**PROBLEM DETAILS**
Search the data below for "React"; list each line that holds it.

**DATA LINES**
§

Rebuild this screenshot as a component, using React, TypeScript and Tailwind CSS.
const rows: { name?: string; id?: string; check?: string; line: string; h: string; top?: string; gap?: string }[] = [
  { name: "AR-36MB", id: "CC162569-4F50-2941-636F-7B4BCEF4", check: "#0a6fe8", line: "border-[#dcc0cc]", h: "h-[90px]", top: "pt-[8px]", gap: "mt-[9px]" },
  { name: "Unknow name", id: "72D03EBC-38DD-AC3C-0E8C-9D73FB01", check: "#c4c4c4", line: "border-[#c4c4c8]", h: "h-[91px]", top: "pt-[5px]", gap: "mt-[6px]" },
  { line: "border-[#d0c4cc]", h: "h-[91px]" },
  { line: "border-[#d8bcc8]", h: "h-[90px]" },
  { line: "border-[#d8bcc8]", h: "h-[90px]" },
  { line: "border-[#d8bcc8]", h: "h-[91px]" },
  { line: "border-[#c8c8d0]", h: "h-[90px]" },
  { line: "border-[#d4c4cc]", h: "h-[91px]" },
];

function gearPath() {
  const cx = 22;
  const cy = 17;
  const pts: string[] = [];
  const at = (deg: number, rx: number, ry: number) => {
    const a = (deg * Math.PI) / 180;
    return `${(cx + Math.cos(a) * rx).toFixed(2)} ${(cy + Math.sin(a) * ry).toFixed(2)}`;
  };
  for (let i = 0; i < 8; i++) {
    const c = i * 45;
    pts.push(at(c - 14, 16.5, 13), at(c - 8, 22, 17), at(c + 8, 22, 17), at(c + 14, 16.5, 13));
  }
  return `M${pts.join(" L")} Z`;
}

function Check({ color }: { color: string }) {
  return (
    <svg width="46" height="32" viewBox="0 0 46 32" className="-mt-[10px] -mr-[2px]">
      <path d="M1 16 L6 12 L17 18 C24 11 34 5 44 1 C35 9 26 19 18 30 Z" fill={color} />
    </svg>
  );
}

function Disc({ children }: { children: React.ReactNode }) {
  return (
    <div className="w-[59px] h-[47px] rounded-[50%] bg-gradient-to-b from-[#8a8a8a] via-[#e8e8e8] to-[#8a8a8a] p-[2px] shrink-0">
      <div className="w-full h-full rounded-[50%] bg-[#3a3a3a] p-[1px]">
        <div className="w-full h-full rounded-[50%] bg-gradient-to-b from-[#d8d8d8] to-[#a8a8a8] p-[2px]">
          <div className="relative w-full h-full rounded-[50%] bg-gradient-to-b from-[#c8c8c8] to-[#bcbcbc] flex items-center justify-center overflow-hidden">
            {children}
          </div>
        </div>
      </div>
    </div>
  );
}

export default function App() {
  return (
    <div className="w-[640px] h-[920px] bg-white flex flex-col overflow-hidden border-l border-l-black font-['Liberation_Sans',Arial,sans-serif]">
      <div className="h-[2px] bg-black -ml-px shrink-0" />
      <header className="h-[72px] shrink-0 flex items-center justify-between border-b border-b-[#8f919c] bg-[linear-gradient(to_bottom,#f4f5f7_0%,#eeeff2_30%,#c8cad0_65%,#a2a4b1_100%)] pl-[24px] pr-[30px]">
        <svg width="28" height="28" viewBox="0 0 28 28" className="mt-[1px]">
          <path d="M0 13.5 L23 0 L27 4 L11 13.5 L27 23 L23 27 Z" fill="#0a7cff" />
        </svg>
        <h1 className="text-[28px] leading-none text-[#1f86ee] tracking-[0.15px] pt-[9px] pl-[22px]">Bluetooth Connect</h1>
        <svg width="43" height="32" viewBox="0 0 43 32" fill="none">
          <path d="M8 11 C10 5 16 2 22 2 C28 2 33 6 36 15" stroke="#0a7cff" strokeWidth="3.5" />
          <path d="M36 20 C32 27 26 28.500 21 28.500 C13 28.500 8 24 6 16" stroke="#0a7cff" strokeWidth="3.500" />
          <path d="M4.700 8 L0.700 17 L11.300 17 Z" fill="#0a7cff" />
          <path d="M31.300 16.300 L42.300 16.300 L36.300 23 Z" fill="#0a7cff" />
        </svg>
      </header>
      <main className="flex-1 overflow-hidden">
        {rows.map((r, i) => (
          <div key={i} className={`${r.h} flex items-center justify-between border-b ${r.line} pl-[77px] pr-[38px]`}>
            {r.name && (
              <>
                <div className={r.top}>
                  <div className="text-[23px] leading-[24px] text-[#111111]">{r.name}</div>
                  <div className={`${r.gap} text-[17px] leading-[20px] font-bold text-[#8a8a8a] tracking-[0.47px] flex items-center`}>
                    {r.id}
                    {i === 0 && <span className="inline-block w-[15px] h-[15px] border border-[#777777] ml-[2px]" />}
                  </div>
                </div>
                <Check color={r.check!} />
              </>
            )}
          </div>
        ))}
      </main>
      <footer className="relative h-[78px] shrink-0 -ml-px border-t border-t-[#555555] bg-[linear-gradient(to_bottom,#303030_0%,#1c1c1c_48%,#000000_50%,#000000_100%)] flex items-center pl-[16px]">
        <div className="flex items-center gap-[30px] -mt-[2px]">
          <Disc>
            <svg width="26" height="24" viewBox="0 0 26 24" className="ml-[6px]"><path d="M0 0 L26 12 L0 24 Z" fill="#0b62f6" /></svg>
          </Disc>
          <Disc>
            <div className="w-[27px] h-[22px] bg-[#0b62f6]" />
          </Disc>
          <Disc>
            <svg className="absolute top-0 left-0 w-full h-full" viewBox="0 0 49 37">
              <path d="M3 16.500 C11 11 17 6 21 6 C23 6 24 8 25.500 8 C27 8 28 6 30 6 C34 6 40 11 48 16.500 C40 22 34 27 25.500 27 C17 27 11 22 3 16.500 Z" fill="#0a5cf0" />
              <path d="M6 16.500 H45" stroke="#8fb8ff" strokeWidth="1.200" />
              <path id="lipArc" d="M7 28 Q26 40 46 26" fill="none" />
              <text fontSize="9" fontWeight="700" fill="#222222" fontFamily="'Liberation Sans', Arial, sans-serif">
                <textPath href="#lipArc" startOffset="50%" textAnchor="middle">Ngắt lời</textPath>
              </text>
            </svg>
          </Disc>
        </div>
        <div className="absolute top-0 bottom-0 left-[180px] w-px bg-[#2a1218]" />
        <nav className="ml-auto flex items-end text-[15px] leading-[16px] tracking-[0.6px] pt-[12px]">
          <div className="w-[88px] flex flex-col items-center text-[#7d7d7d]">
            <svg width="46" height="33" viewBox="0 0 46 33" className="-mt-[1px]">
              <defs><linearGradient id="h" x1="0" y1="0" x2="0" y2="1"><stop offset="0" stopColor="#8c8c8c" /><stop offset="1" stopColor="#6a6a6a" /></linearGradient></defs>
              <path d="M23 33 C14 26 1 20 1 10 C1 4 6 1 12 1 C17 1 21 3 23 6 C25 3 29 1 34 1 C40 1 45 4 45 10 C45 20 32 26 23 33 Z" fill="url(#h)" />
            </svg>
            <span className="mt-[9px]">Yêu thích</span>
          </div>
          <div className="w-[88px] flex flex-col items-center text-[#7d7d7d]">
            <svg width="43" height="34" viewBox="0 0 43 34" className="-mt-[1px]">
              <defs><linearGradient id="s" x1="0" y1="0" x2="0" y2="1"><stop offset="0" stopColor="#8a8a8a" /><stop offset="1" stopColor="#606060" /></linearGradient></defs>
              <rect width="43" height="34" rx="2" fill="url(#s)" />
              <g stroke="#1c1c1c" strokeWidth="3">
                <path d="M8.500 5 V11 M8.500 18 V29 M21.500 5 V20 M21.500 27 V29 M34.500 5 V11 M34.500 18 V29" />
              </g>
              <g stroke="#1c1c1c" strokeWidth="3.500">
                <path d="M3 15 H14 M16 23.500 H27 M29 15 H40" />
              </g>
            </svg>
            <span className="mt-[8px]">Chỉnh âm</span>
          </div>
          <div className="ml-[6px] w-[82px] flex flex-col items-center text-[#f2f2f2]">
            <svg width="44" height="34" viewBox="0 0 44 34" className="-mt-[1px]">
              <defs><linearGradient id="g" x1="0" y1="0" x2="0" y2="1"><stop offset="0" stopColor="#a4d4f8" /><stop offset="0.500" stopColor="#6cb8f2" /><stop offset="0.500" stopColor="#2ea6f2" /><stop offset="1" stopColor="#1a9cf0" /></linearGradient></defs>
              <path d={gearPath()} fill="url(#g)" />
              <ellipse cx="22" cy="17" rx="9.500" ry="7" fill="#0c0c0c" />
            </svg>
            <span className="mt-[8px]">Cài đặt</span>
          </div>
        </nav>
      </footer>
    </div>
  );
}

§

**WRITTEN SOLUTION**
Rebuild this screenshot as a component, using React, TypeScript and Tailwind CSS.
function Disc({ children }: { children: React.ReactNode }) {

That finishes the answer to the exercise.